Even if James was able to maintain his tours as the U.S. acts played here, he’s resigned to the fact that they remain the industry standard.

“The great American comedians will always be the litmus test for success and Canadians will always be compared to them,” James said. “I like to think that the ones who have sustained themselves over time in this country have worked just as hard. We didn’t make as much money but we worked just as hard.”

James did chase the dream south of the border, spending three years in L.A. in early ’90s. He returned in 1993 after deciding that he wanted to raise his children -- the first of his two kids had just been born -- at home in Canada.

“I’ve got no mojo to chase the American dream anymore,” he says.

Instead, James has concentrated on his TV shows and tours in Canada. He prefers extended runs, although he also does the occasional corporate gig and now plays some casinos too.

James says his show is tightly crafted, although he will riff within the context of his written material. It’s an interesting decision for the graduate of The Second City troupe in Toronto, which is known for its improvisational skills.

But he says he owes the preparation to his fans.

“If people have stepped out of their house in a snowstorm or inclement weather and got a babysitter and all those things you have to do in order to see somebody live, they can’t see me working on a bit when I’m up there,” James says. “It has to be solid.”

He is a big proponent of spending as much time performing as possible, saying his stage confidence came over time and allowed his act to slow down.

He also enjoys the moment more. James says that early in his career he approached his sets “like a Mexican welterweight going 13 rounds.”

After his first TV special he was told to lighten up and enjoy himself; he now chuckles along with the audience, delighting in the moment and occasionally taking quiet pride in material he comes up with on the fly.

He says a comedian doesn’t hit stride until they’ve been at it 10 or 15 years.

“It’s a trade,” James says. “You have to hit your thumb with the hammer a few times before you know what you’re doing.”

He says he’s matured as a person as well, losing the constant intensity he had as a younger man.

“Somebody who’s on all the time probably isn’t on all the time when they’re on stage,” James says. “Comedy is a very introspective calling. I was a far more frenetic personality in my younger years. I felt that I had to be on all the time.”

Twenty years ago he toured with Brent Butt and Jeremy Hotz for Just For Laughs. He remains a huge fan of Hotz, who still works as a full-time standup comedian.
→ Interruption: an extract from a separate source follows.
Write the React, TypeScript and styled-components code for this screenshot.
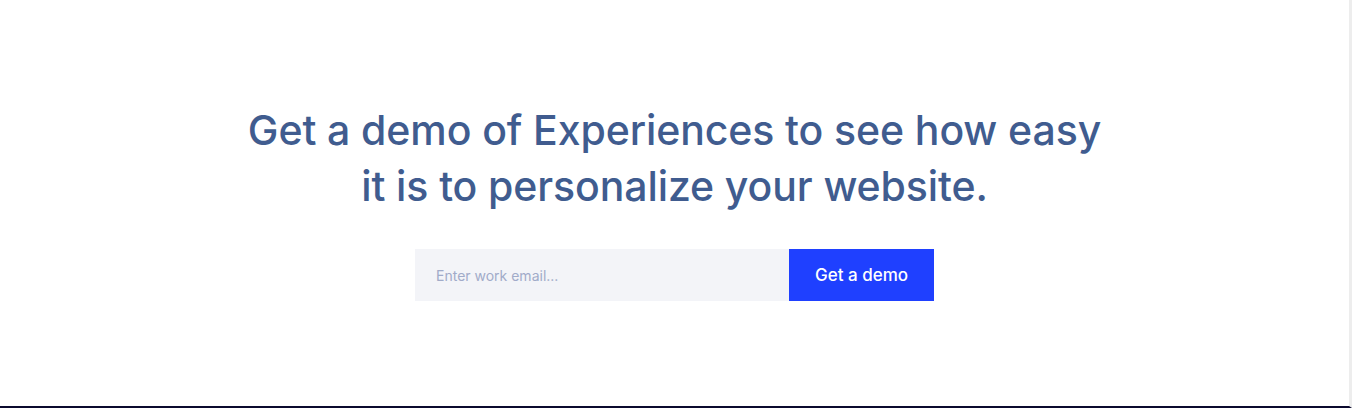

“I’ve never seen a more bulletproof act in my life. He’s great.”

James also appreciates Prince Albert comedian Kelly Taylor, who he worked with at a benefit in Winnipeg.

“He’s a good cat,” James says.

James chuckles when he says that once you get the life you want, you’ll never have a life. Even the TV shows had a nonstop cycle of writing, acting and promoting.

“I was lucky but I worked for it too. Nobody handed it to me,” he says. “And they still don’t. You never really get a chance to sit back and watch the river run. It’s all about work.”

James says he hopes that when the audience leaves the theatre, that they’ll feel like he carried their load for a while by making them laugh.

It’s part of the motivation that keeps him writing new material. He suggests the road takes no prisoners and that comedy doesn’t suffer fools kindly.

“You always have to be feeding the machine,” he says. “You can’t keep coming on the road with the same act you’ve been dragging for the past 15 years. You have to change it up. All it takes is one bad set for the word to get around that you’re not putting your heart into it.”

James says that fame has become perverse in its validity in the age of reality TV stars and Internet sensations. While he jokes that fame in Canada means drinking for free north of the tree line, his take on celebrity isn’t of the 15-minute variety.

“Longevity is what matters. Seeing people in a theatre laughing, that’s what matters. That’s fame.”